The SBC presidential race was really about three different visions of the Southern Baptist Convention: Stone would publicly rally the conservative base against CRT while possibly continuing the worst of backroom politics; Mohler would sound the charge of culture war; Litton would lead the convention towards racial reconciliation, equipping pastors to lead churches, and encouraging growth in evangelism and missions. When faced with the runoff choices of Litton versus Stone, the convention voted for Litton.

Casting Litton as a theological liberal or political progressive misunderstands the question; no liberal ran for the SBC presidency. Instead, the question was one of transparency, unity, and future vision for Southern Baptists.

Critical Race Theory

Woven through this year’s convention were multiple calls to ban CRT explicitly. To understand CRT’s role in Southern Baptist life, two factors merit attention.
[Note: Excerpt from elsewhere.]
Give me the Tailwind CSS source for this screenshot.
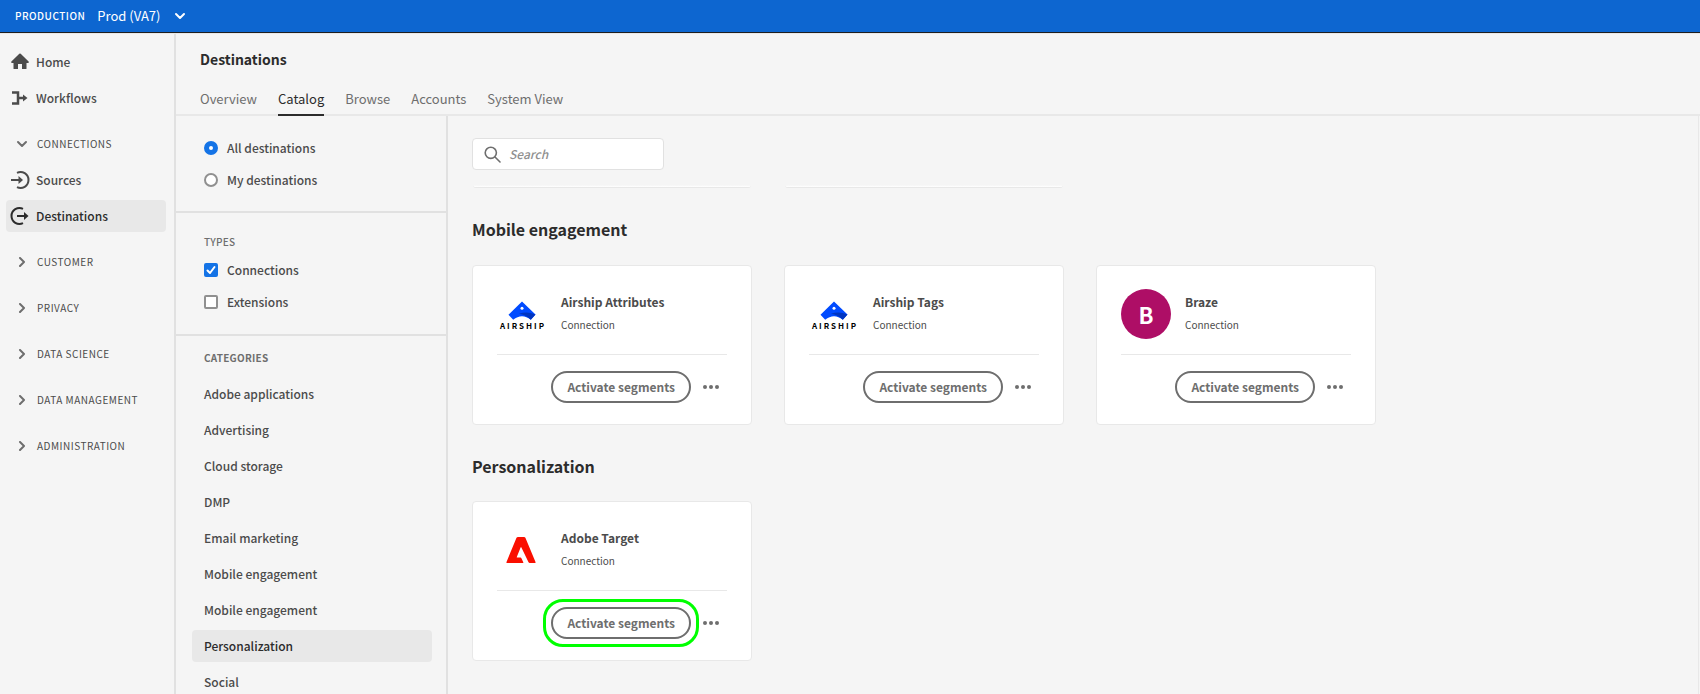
<!DOCTYPE html>
<html lang="en">
<head>
<meta charset="utf-8">
<meta name="viewport" content="width=device-width, initial-scale=1">
<title>Destinations catalog</title>
<script src="https://cdn.jsdelivr.net/npm/@tailwindcss/browser@4"></script>
</head>
<body class="flex h-screen flex-col overflow-hidden bg-[#f5f5f5] font-['Noto_Sans_CJK_SC','Noto_Sans',sans-serif] text-xs leading-5 text-[#4b4b4b]">

<svg class="hidden" aria-hidden="true">
  <symbol id="chevron" viewBox="0 0 10 10"><path d="M3 1l4 4-4 4" fill="none" stroke="currentColor" stroke-width="2" stroke-linecap="round" stroke-linejoin="round"/></symbol>
  <symbol id="chevron-down" viewBox="0 0 12 10"><path d="M2 3l4 4 4-4" fill="none" stroke="currentColor" stroke-width="2" stroke-linecap="round" stroke-linejoin="round"/></symbol>
  <symbol id="airship" viewBox="0 0 28 20">
    <path d="M14 .5L27.500 13.500 22.800 18.800C20 16.500 17 15.200 14 15.200S8 16.500 5.200 18.800L.5 13.800z" fill="#004bff"/>
    <path d="M11 12.800C16 10.800 22 11 27.500 13.500L22.800 18.800C19.500 15.800 15.500 13.300 11 12.800z" fill="#0035c0"/>
    <circle cx="14" cy="7.200" r="1.500" fill="#fff"/>
  </symbol>
  <symbol id="more" viewBox="0 0 16 4"><circle cx="2" cy="2" r="2"/><circle cx="8" cy="2" r="2"/><circle cx="14" cy="2" r="2"/></symbol>
</svg>

<header class="flex h-[33px] shrink-0 items-center border-b border-[#1e1e1e] bg-[#0d66d0] pl-[15px] text-white">
  <span class="text-[10px] font-medium leading-5 tracking-wider">PRODUCTION</span>
  <button class="ml-3 flex items-center gap-3.5 text-[13px]">Prod (VA7) <svg class="h-[10px] w-3"><use href="#chevron-down"/></svg></button>
</header>

<div class="flex min-h-0 flex-1 border-t border-[#e8e8e8]">
  <nav class="w-44 shrink-0 border-r-2 border-[#e1e1e1] pl-1.5 pr-2 pt-3 font-medium">
    <a href="#" class="flex h-8 items-center gap-1.5 pl-1">
      <svg class="size-5" viewBox="0 0 20 20" fill="#4b4b4b"><path d="M10 1.500a1 1 0 0 1 .7.300L18.600 9.600c.5.500.2 1.400-.5 1.400H16.500v5.500a.5.500 0 0 1-.5.500h-4v-5H8v5H4a.5.500 0 0 1-.5-.5V11H1.900c-.7 0-1-.9-.5-1.400L9.300 1.800a1 1 0 0 1 .7-.3z"/></svg>Home</a>
    <a href="#" class="mt-1 flex h-8 items-center gap-1.5 pl-1">
      <svg class="size-5" viewBox="0 0 20 20"><path d="M2 4.500h6v11H2M8 10h6" fill="none" stroke="#4b4b4b" stroke-width="2.500"/><path d="M13 6.500l4.500 3.500L13 13.500z" fill="#4b4b4b"/></svg>Workflows</a>
    <button class="mt-3.5 flex h-8 items-center gap-[9px] pl-[10px] text-[10px] font-normal leading-5 tracking-wider"><svg class="h-[10px] w-3 text-[#6e6e6e]"><use href="#chevron-down"/></svg>CONNECTIONS</button>
    <a href="#" class="mt-1 flex h-8 items-center gap-1.5 pl-1">
      <svg class="size-5" viewBox="0 0 20 20"><path d="M7 2.800A8 8 0 1 1 7 17.200" fill="none" stroke="#4b4b4b" stroke-width="2"/><path d="M1 10h8" stroke="#4b4b4b" stroke-width="2"/><path d="M8.500 6l4.500 4-4.500 4z" fill="#4b4b4b"/></svg>Sources</a>
    <a href="#" aria-current="page" class="mt-1 flex h-8 items-center gap-1.5 rounded bg-[#e8e8e8] pl-1 text-[#2c2c2c]">
      <svg class="size-5" viewBox="0 0 20 20"><path d="M13 2.800A8 8 0 1 0 13 17.200" fill="none" stroke="#2c2c2c" stroke-width="2"/><path d="M7 10h8" stroke="#2c2c2c" stroke-width="2"/><path d="M14 6l4.500 4-4.500 4z" fill="#2c2c2c"/></svg>Destinations</a>
    <button class="mt-3.5 flex h-8 items-center gap-[10px] pl-[11px] text-[10px] font-normal leading-5 tracking-wider"><svg class="size-[10px] text-[#6e6e6e]"><use href="#chevron"/></svg>CUSTOMER</button>
    <button class="mt-3.5 flex h-8 items-center gap-[10px] pl-[11px] text-[10px] font-normal leading-5 tracking-wider"><svg class="size-[10px] text-[#6e6e6e]"><use href="#chevron"/></svg>PRIVACY</button>
    <button class="mt-3.5 flex h-8 items-center gap-[10px] pl-[11px] text-[10px] font-normal leading-5 tracking-wider"><svg class="size-[10px] text-[#6e6e6e]"><use href="#chevron"/></svg>DATA SCIENCE</button>
    <button class="mt-3.5 flex h-8 items-center gap-[10px] pl-[11px] text-[10px] font-normal leading-5 tracking-wider"><svg class="size-[10px] text-[#6e6e6e]"><use href="#chevron"/></svg>DATA MANAGEMENT</button>
    <button class="mt-3.5 flex h-8 items-center gap-[10px] pl-[11px] text-[10px] font-normal leading-5 tracking-wider"><svg class="size-[10px] text-[#6e6e6e]"><use href="#chevron"/></svg>ADMINISTRATION</button>
  </nav>

  <div class="flex min-w-0 flex-1 flex-col">
    <div class="shrink-0 border-b-2 border-[#e8e8e8] pl-6 pt-[13px]">
      <h1 class="text-sm font-bold leading-6 text-[#2c2c2c]">Destinations</h1>
      <div class="-mb-0.5 mt-[13px] flex gap-[21px] text-[13px] text-[#6e6e6e]">
        <a href="#" class="flex h-8 items-center border-b-2 border-transparent">Overview</a>
        <a href="#" aria-current="page" class="flex h-8 items-center border-b-2 border-[#2c2c2c] text-[#2c2c2c]">Catalog</a>
        <a href="#" class="flex h-8 items-center border-b-2 border-transparent">Browse</a>
        <a href="#" class="flex h-8 items-center border-b-2 border-transparent">Accounts</a>
        <a href="#" class="flex h-8 items-center border-b-2 border-transparent">System View</a>
      </div>
    </div>

    <div class="flex min-h-0 flex-1">
      <aside class="w-[272px] shrink-0 overflow-hidden border-r-2 border-[#e1e1e1] font-medium">
        <div class="flex flex-col border-b-2 border-[#e1e1e1] px-7 pb-[15px] pt-4">
          <label class="flex h-8 items-center gap-[9px]"><input type="radio" name="scope" checked class="size-3.5 appearance-none rounded-full border-2 border-[#909090] bg-white checked:border-5 checked:border-[#1473e6]">All destinations</label>
          <label class="flex h-8 items-center gap-[9px]"><input type="radio" name="scope" class="size-3.5 appearance-none rounded-full border-2 border-[#909090] bg-white checked:border-5 checked:border-[#1473e6]">My destinations</label>
        </div>
        <fieldset class="flex flex-col border-b-2 border-[#e1e1e1] px-7 pb-4 pt-[19px]">
          <legend class="contents"><span class="text-[10px] leading-5 tracking-wide text-[#6e6e6e]">TYPES</span></legend>
          <label class="mt-0.5 flex h-8 items-center gap-[9px]"><span class="grid size-3.5"><input type="checkbox" checked class="peer col-start-1 row-start-1 size-3.5 appearance-none rounded-xs border-2 border-[#909090] bg-white checked:border-[#1473e6] checked:bg-[#1473e6]"><svg class="pointer-events-none invisible col-start-1 row-start-1 size-3.5 peer-checked:visible" viewBox="0 0 14 14"><path d="M3.500 7.500l2.500 2.500 4.500-6" fill="none" stroke="#fff" stroke-width="2" stroke-linecap="round" stroke-linejoin="round"/></svg></span>Connections</label>
          <label class="flex h-8 items-center gap-[9px]"><input type="checkbox" class="size-3.5 appearance-none rounded-xs border-2 border-[#909090] bg-white">Extensions</label>
        </fieldset>
        <div class="pl-4 pr-3.5 pt-3">
          <h2 class="px-3 text-[10px] font-bold leading-5 tracking-wide text-[#6e6e6e]">CATEGORIES</h2>
          <ul class="mt-[10px] flex flex-col gap-1">
            <li><a href="#" class="flex h-8 items-center rounded px-3">Adobe applications</a></li>
            <li><a href="#" class="flex h-8 items-center rounded px-3">Advertising</a></li>
            <li><a href="#" class="flex h-8 items-center rounded px-3">Cloud storage</a></li>
            <li><a href="#" class="flex h-8 items-center rounded px-3">DMP</a></li>
            <li><a href="#" class="flex h-8 items-center rounded px-3">Email marketing</a></li>
            <li><a href="#" class="flex h-8 items-center rounded px-3">Mobile engagement</a></li>
            <li><a href="#" class="flex h-8 items-center rounded px-3">Mobile engagement</a></li>
            <li><a href="#" aria-current="true" class="flex h-8 items-center rounded bg-[#e8e8e8] px-3 text-[#2c2c2c]">Personalization</a></li>
            <li><a href="#" class="flex h-8 items-center rounded px-3">Social</a></li>
          </ul>
        </div>
      </aside>

      <main class="mr-px min-w-0 flex-1 border-r border-[#e8e8e8] px-6 pt-[22px]">
        <label class="flex h-8 w-48 items-center gap-2 rounded border border-[#e1e1e1] bg-white pl-[11px]">
          <svg class="size-[17px] shrink-0" viewBox="0 0 17 17" fill="none" stroke="#6e6e6e" stroke-width="1.600" stroke-linecap="round"><circle cx="6.800" cy="6.800" r="5.600"/><path d="M11 11l5 5"/></svg>
          <input type="search" placeholder="Search" aria-label="Search" class="w-full bg-transparent font-medium italic outline-none placeholder:text-[#909090]">
        </label>

        <div class="flex flex-wrap gap-8 pt-[15px]">
          <div class="w-[280px] px-px"><div class="h-[3px] rounded-b border-b border-[#e8e8e8] bg-linear-to-b from-[#f5f5f5] to-white"></div></div>
          <div class="w-[280px] px-px"><div class="h-[3px] rounded-b border-b border-[#e8e8e8] bg-linear-to-b from-[#f5f5f5] to-white"></div></div>
        </div>

        <h2 class="mt-[29px] text-base font-bold leading-6 text-[#2c2c2c]">Mobile engagement</h2>
        <div class="mt-6 flex flex-wrap gap-8">
          <article class="h-40 w-[280px] rounded border border-[#e8e8e8] bg-white px-6 pt-[23px]">
            <div class="flex h-[66px] gap-[14px] border-b border-[#e8e8e8]">
              <div class="flex h-[50px] w-[50px] flex-col items-center justify-end pb-2">
                <svg class="h-5 w-7"><use href="#airship"/></svg>
                <span class="pl-0.5 text-[8px] font-bold leading-[10px] tracking-[2px] text-black">AIRSHIP</span>
              </div>
              <div class="pt-[3px]"><h3 class="font-bold">Airship Attributes</h3><p class="mt-[3px] text-[10px] leading-5">Connection</p></div>
            </div>
            <div class="mt-4 flex items-center justify-end gap-3 pr-2">
              <button class="h-8 rounded-full border-2 border-[#6e6e6e] px-3.5 font-bold text-[#6e6e6e]">Activate segments</button>
              <button aria-label="More actions"><svg class="h-1 w-4" fill="#6e6e6e"><use href="#more"/></svg></button>
            </div>
          </article>
          <article class="h-40 w-[280px] rounded border border-[#e8e8e8] bg-white px-6 pt-[23px]">
            <div class="flex h-[66px] gap-[14px] border-b border-[#e8e8e8]">
              <div class="flex h-[50px] w-[50px] flex-col items-center justify-end pb-2">
                <svg class="h-5 w-7"><use href="#airship"/></svg>
                <span class="pl-0.5 text-[8px] font-bold leading-[10px] tracking-[2px] text-black">AIRSHIP</span>
              </div>
              <div class="pt-[3px]"><h3 class="font-bold">Airship Tags</h3><p class="mt-[3px] text-[10px] leading-5">Connection</p></div>
            </div>
            <div class="mt-4 flex items-center justify-end gap-3 pr-2">
              <button class="h-8 rounded-full border-2 border-[#6e6e6e] px-3.5 font-bold text-[#6e6e6e]">Activate segments</button>
              <button aria-label="More actions"><svg class="h-1 w-4" fill="#6e6e6e"><use href="#more"/></svg></button>
            </div>
          </article>
          <article class="h-40 w-[280px] rounded border border-[#e8e8e8] bg-white px-6 pt-[23px]">
            <div class="flex h-[66px] gap-[14px] border-b border-[#e8e8e8]">
              <div class="flex h-[50px] w-[50px] items-center justify-center rounded-full bg-[#ae0e66] text-[22px] font-bold text-white">B</div>
              <div class="pt-[3px]"><h3 class="font-bold">Braze</h3><p class="mt-[3px] text-[10px] leading-5">Connection</p></div>
            </div>
            <div class="mt-4 flex items-center justify-end gap-3 pr-2">
              <button class="h-8 rounded-full border-2 border-[#6e6e6e] px-3.5 font-bold text-[#6e6e6e]">Activate segments</button>
              <button aria-label="More actions"><svg class="h-1 w-4" fill="#6e6e6e"><use href="#more"/></svg></button>
            </div>
          </article>
        </div>

        <h2 class="mt-[29px] text-base font-bold leading-6 text-[#2c2c2c]">Personalization</h2>
        <div class="mt-[23px] flex flex-wrap gap-8">
          <article class="h-40 w-[280px] rounded border border-[#e8e8e8] bg-white px-6 pt-[23px]">
            <div class="flex h-[66px] gap-[14px] border-b border-[#e8e8e8]">
              <div class="flex h-[50px] w-12 items-center justify-center">
                <svg class="h-[26px] w-[30px]" viewBox="0 0 30 26"><path d="M10.500.8Q11 0 12 0h6q1 0 1.400.8L29.500 25q.3 1-.7 1h-5q-1 0-1.400-1L15.400 10.500q-.4-.8-.8 0L10.800 20q-.2.600.4.600h3.300q.6 0 .9.600l1.900 4q.2.800-.6.800H1.200q-1 0-.7-1z" fill="#fa0f00"/></svg>
              </div>
              <div class="pl-0.5 pt-[3px]"><h3 class="font-bold">Adobe Target</h3><p class="mt-[3px] text-[10px] leading-5">Connection</p></div>
            </div>
            <div class="mt-4 flex items-center justify-end gap-3 pr-2">
              <div class="relative flex">
                <button class="h-8 rounded-full border-2 border-[#6e6e6e] px-3.5 font-bold text-[#6e6e6e]">Activate segments</button>
                <span class="pointer-events-none absolute -inset-2 rounded-[20px] border-3 border-[#00ff00]"></span>
              </div>
              <button aria-label="More actions"><svg class="h-1 w-4" fill="#6e6e6e"><use href="#more"/></svg></button>
            </div>
          </article>
        </div>
      </main>
    </div>
  </div>
</div>
</body>
</html>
First, the vast majority of Southern Baptists do not study arcane matters of academic interest or complexity; they trust pastors, seminary professors, and Christian academics to guard the SBC’s orthodoxy. Second, in 2019, the last year the SBC met in person, the convention adopted Resolution 9. Thousands of messengers voted to affirm that a thing called “intersectionality” could be used as a tool for gospel proclamation.

Since 2019, an internet cottage industry has grown up decrying CRT. Neil Shenvi is the most recent (and most helpful) of such public intellectuals, while Tom Ascol of Founder’s Ministries is perhaps the most prolific. By the conclusion of the convention, messengers voted to reject any “vain philosophy” that operates in contradiction to the gospel—an intentionally broad statement that could apply to CRT or any other philosophical position contrary to historic Christianity.

One year, one resolution, one convention at a time, Southern Baptists strive to follow Jesus. Hopefully, next year’s Anaheim convention will be more peaceful. But who knows? After all, our King did say, “I came not to bring peace but a sword.